'LeBron James' photo (c) 2011, Keith Allison - license: http://creativecommons.org/licenses/by-sa/2.0/

I’ve written a lot about the importance of being “data-informed” and not “data-driven” in schools (see The Best Resources Showing Why We Need To Be “Data-Informed” & Not “Data-Driven”) and, among other examples, have used stories from baseball and basketball to support that position.

Bruce Jenkins from The San Francisco Chronicle is one of my favorite sportswriters. Today, he illustrated that same point by looking at the just-completed NBA finals. He is critical of one of the most fashionable stats today in basketball — the plus/minus statistic, which can be defined this way:

The +/- stat is tied to team performance during the time that that particular player is on the court. The games official scorer records the differential in terms of gain (plus) or loss (minus).

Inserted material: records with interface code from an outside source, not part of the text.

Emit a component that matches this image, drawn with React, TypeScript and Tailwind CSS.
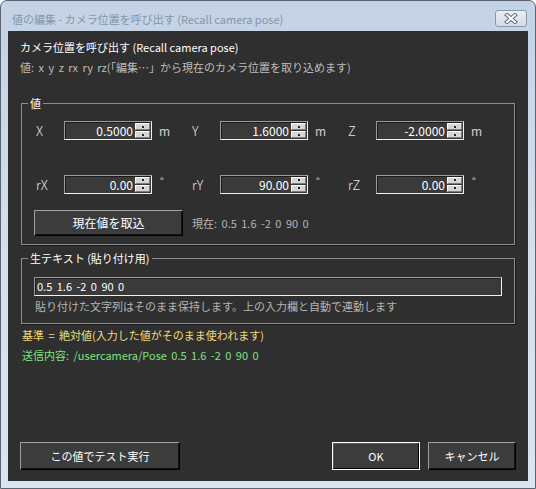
import React from "react";

function SpinButton() {
  return (
    <div className="flex flex-1 items-center justify-center border border-t-white border-l-white border-b-[#7a7a7a] border-r-[#7a7a7a] bg-[#d6d6d6]">
      <span className="h-[2px] w-[2px] bg-[#222]" />
    </div>
  );
}

function SpinInput({ value }: { value: string }) {
  return (
    <div className="flex h-[19px] w-[88px] border border-t-[#9c9c9c] border-l-[#9c9c9c] border-b-[#f2f2f2] border-r-[#f2f2f2] bg-[#3a3a3a] shadow-[inset_1px_1px_0_#1c1c1c]">
      <span className="flex-1 pr-[2px] text-right text-[12px] leading-[17px] text-white">{value}</span>
      <div className="flex w-[16px] flex-col gap-[1px] py-[1px] pr-[1px]">
        <SpinButton />
        <SpinButton />
      </div>
    </div>
  );
}

function Field({ label, value, unit }: { label: string; value: string; unit: string }) {
  return (
    <div className="flex items-center">
      <span className="w-[28px] text-[13px] font-light text-[#e6e6e6]">{label}</span>
      <SpinInput value={value} />
      <span
        className={
          unit === "m"
            ? "w-[40px] pl-[7px] text-[12px] text-[#d0d0d0]"
            : "w-[40px] self-start pl-[8px] text-[10px] leading-[11px] text-[#d0d0d0]"
        }
      >
        {unit}
      </span>
    </div>
  );
}

function GroupBox({ label, className, children }: { label: string; className?: string; children: React.ReactNode }) {
  return (
    <div className={"relative mx-[13px] border border-[#8c8c8c] shadow-[1px_1px_0_#1a1a1a] " + (className ?? "")}>
      <span className="absolute left-[6px] top-[-9px] bg-[#2f2f2f] px-[2px] text-[11px] leading-[16px] text-white">
        {label}
      </span>
      {children}
    </div>
  );
}

function Button({ children, className, primary }: { children: React.ReactNode; className?: string; primary?: boolean }) {
  return (
    <button
      className={
        "flex items-center justify-center bg-[#3c3c3c] text-white " +
        (primary
          ? "border border-white shadow-[inset_-1px_-1px_0_#000,inset_1px_1px_0_#5a5a5a] "
          : "border border-t-[#a0a0a0] border-l-[#a0a0a0] border-b-black border-r-black shadow-[inset_-1px_-1px_0_#151515] ") +
        (className ?? "")
      }
    >
      {children}
    </button>
  );
}

export default function App() {
  return (
    <div className="flex h-[489px] w-[536px] flex-col overflow-hidden rounded-t-[7px] border border-[#5b6572] bg-gradient-to-b from-[#c3d2e4] via-[#d3dfed] to-[#d9e4f1] font-['Noto_Sans_CJK_JP',sans-serif]">
      {/* Title bar */}
      <div className="flex h-[30px] shrink-0 items-start pt-[9px]">
        <span className="ml-[11px] mt-[1px] text-[11px] leading-[16px] text-[#8595aa]">
          値の編集 - カメラ位置を呼び出す (Recall camera pose)
        </span>
        <div className="ml-auto mr-[8px] flex h-[17px] w-[32px] items-center justify-center rounded-[3px] border border-[#8a98ab] bg-gradient-to-b from-[#e9eef4] to-[#d2dbe6]">
          <svg width="14" height="11" viewBox="0 0 14 11">
            <path d="M3 2 L11 9 M11 2 L3 9" stroke="#5f6b7a" strokeWidth="4" strokeLinecap="square" />
            <path d="M3 2 L11 9 M11 2 L3 9" stroke="#ffffff" strokeWidth="2" strokeLinecap="square" />
          </svg>
        </div>
      </div>

      {/* Client area */}
      <div className="mx-[7px] mb-[7px] flex flex-1 flex-col bg-[#2f2f2f] text-[11px]">
        <div className="ml-[12px] mt-[8px] leading-[16px] text-white">カメラ位置を呼び出す (Recall camera pose)</div>
        <div className="ml-[12px] mt-[4px] leading-[16px] text-[#bdbdbd] [word-spacing:2px]">
          値: x y z rx ry rz(「編集…」から現在のカメラ位置を取り込めます)
        </div>

        <GroupBox label="値" className="mt-[28px] px-[14px] pb-[8px] pt-[17px]">
          <div className="flex">
            <Field label="X" value="0.5000" unit="m" />
            <Field label="Y" value="1.6000" unit="m" />
            <Field label="Z" value="-2.0000" unit="m" />
          </div>
          <div className="mt-[34px] flex">
            <Field label="rX" value="0.00" unit="°" />
            <Field label="rY" value="90.00" unit="°" />
            <Field label="rZ" value="0.00" unit="°" />
          </div>
          <div className="-ml-[2px] mt-[16px] flex items-center">
            <Button className="h-[26px] w-[149px] text-[12px]">現在値を取込</Button>
            <span className="ml-[9px] text-[#b4b4b4] [word-spacing:2px]">現在: 0.5 1.6 -2 0 90 0</span>
          </div>
        </GroupBox>

        <GroupBox label="生テキスト (貼り付け用)" className="mt-[13px] px-[12px] pb-[9px] pt-[18px]">
          <div className="flex h-[19px] items-center border border-t-[#9c9c9c] border-l-[#9c9c9c] border-b-[#f2f2f2] border-r-[#f2f2f2] bg-[#3a3a3a] pl-[2px] text-[11px] text-white shadow-[inset_1px_1px_0_#1c1c1c] [word-spacing:2px]">
            0.5 1.6 -2 0 90 0
          </div>
          <div className="mt-[2px] pl-[1px] leading-[16px] text-[#b4b4b4]">
            貼り付けた文字列はそのまま保持します。上の入力欄と自動で連動します
          </div>
        </GroupBox>

        <div className="ml-[14px] mt-[3px] leading-[16px] text-[#eedd7a] [word-spacing:2px]">基準 = 絶対値(入力した値がそのまま使われます)</div>
        <div className="ml-[14px] mt-[4px] leading-[16px] text-[#7ee27e] [word-spacing:2px]">
          送信内容: /usercamera/Pose 0.5 1.6 -2 0 90 0
        </div>

        <div className="mb-[11px] mt-auto flex px-[12px]">
          <Button className="h-[28px] w-[160px] text-[11px]">この値でテスト実行</Button>
          <Button primary className="ml-auto h-[28px] w-[88px] text-[11px]">OK</Button>
          <Button className="ml-[8px] h-[28px] w-[88px] text-[11px]">キャンセル</Button>
        </div>
      </div>
    </div>
  );
}
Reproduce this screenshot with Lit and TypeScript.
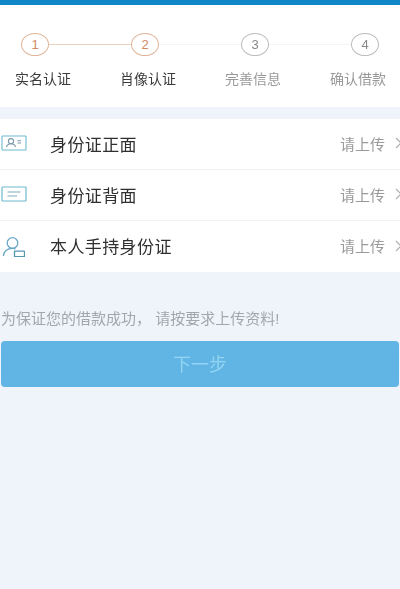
import { LitElement, html, css, svg } from "lit";
import { customElement } from "lit/decorators.js";

const steps = [
  { n: "1", label: "实名认证", done: true },
  { n: "2", label: "肖像认证", done: true },
  { n: "3", label: "完善信息", done: false },
  { n: "4", label: "确认借款", done: false },
];

const front = svg`<svg width="26" height="16" viewBox="0 0 26 16" fill="none" stroke="#6fb9d0" stroke-width="1.100"><rect x="1" y="1" width="24" height="14" rx="0.5"/><circle cx="10" cy="6.2" r="2.6" stroke="#7a97aa"/><path d="M5.500 12c.6-2.400 2.300-3.200 4.500-3.200s3.900.8 4.500 3.200" stroke="#7a97aa"/><path d="M16.500 5.800h3.500M16.500 8h3.500" stroke="#7a97aa"/></svg>`;
const back = svg`<svg width="26" height="16" viewBox="0 0 26 16" fill="none" stroke="#6fb9d0" stroke-width="1.200"><rect x="1" y="1" width="24" height="14" rx="0.5"/><path d="M6.500 6h13M6.500 10h9.500" stroke="#82a9ba"/></svg>`;
const person = svg`<svg width="24" height="22" viewBox="0 0 24 22" fill="none" stroke="#6aa6c6" stroke-width="1.300"><circle cx="11.500" cy="8" r="5.300"/><path d="M2.500 21c0-4.500 3.500-7.700 9-7.700 1.200 0 2.200.2 3 .5"/><rect x="13.500" y="16.200" width="10" height="5.500" rx="0.500" stroke="#5596b0"/></svg>`;

const rows = [
  { icon: front, label: "身份证正面" },
  { icon: back, label: "身份证背面" },
  { icon: person, label: "本人手持身份证" },
];

@customElement("app-root")
export class AppRoot extends LitElement {
  static styles = css`
    :host {
      display: block;
      width: 400px;
      height: 589px;
      background: #eff3fa;
      font-family: "Liberation Sans", "Noto Sans CJK SC", sans-serif;
      overflow: hidden;
    }
    .page { filter: blur(0.4px); height: 100%; }
    .topbar { height: 5px; background: #0f86c6; }
    .steps {
      height: 102px;
      background: #fff;
      box-sizing: border-box;
      padding-top: 28px;
      display: flex;
      flex-direction: column;
      gap: 14px;
      align-items: center;
    }
    .circles { display: grid; grid-template-columns: repeat(4, 110px); }
    .node { position: relative; display: flex; justify-content: center; }
    .line {
      position: absolute;
      top: 11px;
      left: 69px;
      width: 82px;
      height: 1px;
      background: #f4f4f4;
    }
    .line.on { background: #ecd2c0; }
    .circle {
      position: relative;
      box-sizing: border-box;
      width: 28px;
      height: 23px;
      border-radius: 50%;
      border: 1px solid #bdbdbd;
      color: #888;
      background: #fff;
      font-size: 13px;
      display: flex;
      align-items: center;
      justify-content: center;
    }
    .done .circle { border-color: #e0b59a; color: #cf8a64; }
    .labels {
      display: grid;
      grid-template-columns: repeat(4, 105px);
      justify-items: center;
      padding-left: 1px;
    }
    .label { font-size: 14px; line-height: 18px; color: #999; white-space: nowrap; }
    .label.done { color: #3c3c3c; }
    .list { margin-top: 12px; background: #fff; }
    .row {
      height: 51px;
      display: flex;
      align-items: center;
      box-sizing: border-box;
      padding: 0 0 2px 1px;
      border-bottom: 1px solid #f3f3f3;
    }
    .row:last-child { border-bottom: none; }
    .icon { width: 49px; display: flex; align-items: center; }
    .name { flex: 1; font-size: 17px; letter-spacing: 0.400px; color: #2f2f2f; }
    .status { font-size: 15px; color: #9a9a9a; }
    .chev { margin: 0 -2px 0 10px; display: block; }
    .hint {
      margin: 38px 0 0 1px;
      font-size: 15px;
      line-height: 18px;
      color: #a3a7ad;
      white-space: nowrap;
    }
    .btn {
      margin: 13px 1px 0 1px;
      height: 46px;
      box-sizing: border-box;
      padding-bottom: 3px;
      border-radius: 4px;
      background: #60b5e4;
      color: #93d5f2;
      font-size: 18px;
      display: flex;
      align-items: center;
      justify-content: center;
    }
  `;

  render() {
    return html`
      <div class="page">
        <div class="topbar"></div>
        <div class="steps">
          <div class="circles">
            ${steps.map((s, i) => html`
              <div class="node ${s.done ? "done" : ""}">
                ${i < 3 ? html`<div class="line ${i === 0 ? "on" : ""}"></div>` : ""}
                <div class="circle">${s.n}</div>
              </div>`)}
          </div>
          <div class="labels">
            ${steps.map((s) => html`<div class="label ${s.done ? "done" : ""}">${s.label}</div>`)}
          </div>
        </div>
        <div class="list">
          ${rows.map((r) => html`
            <div class="row">
              <div class="icon">${r.icon}</div>
              <div class="name">${r.label}</div>
              <div class="status">请上传</div>
              <svg class="chev" width="7" height="12" viewBox="0 0 7 12" fill="none" stroke="#b0b0b0" stroke-width="1.200"><path d="M1 1l5 5-5 5"/></svg>
            </div>`)}
        </div>
        <div class="hint">为保证您的借款成功， 请按要求上传资料!</div>
        <div class="btn">下一步</div>
      </div>
    `;
  }
}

Here’s what Jenkins wrote about it:

Michael Wilbon took a wicked shot at the metrics/analytics crowd on ABC before Game 7 of the Finals, calling it “suicide” to make player judgments on statistics when your eyes tell the real story. I’m on Wilbon’s side, largely because I’m as old as the hills and used to analyzing basketball a certain way. A lot of very smart people feel otherwise.

Much of the debate centers around the plus/minus statistic assigned to players after each game, having to do with the team’s performance (i.e., the score) while that player was on the court. I’d never bothered to even consider these numbers until Game 7 of this year’s Finals, and here’s what I saw:

Manu Ginobili, whose brutally reckless play cost his team so badly: plus-6.

Kawhi Leonard, the Spurs’ most influential player with 19 points and 16 rebounds: minus-8.

Dwayne Wade, who resurrected his game and his team’s identity with 23 points: minus-2.

LeBron James: Plus-8, when it seemed more like plus-infinity, and a lesser number than teammates Mario Chalmers, Chris Andersen and Shane Battier.

Think I’ll keep my old-school eyes on the court.

I, like Jenkins, will continue to be skeptical of fashionable stats that purport to be the end-all, be-all of measurement, like plus/minus numbers and Value Added Measurements.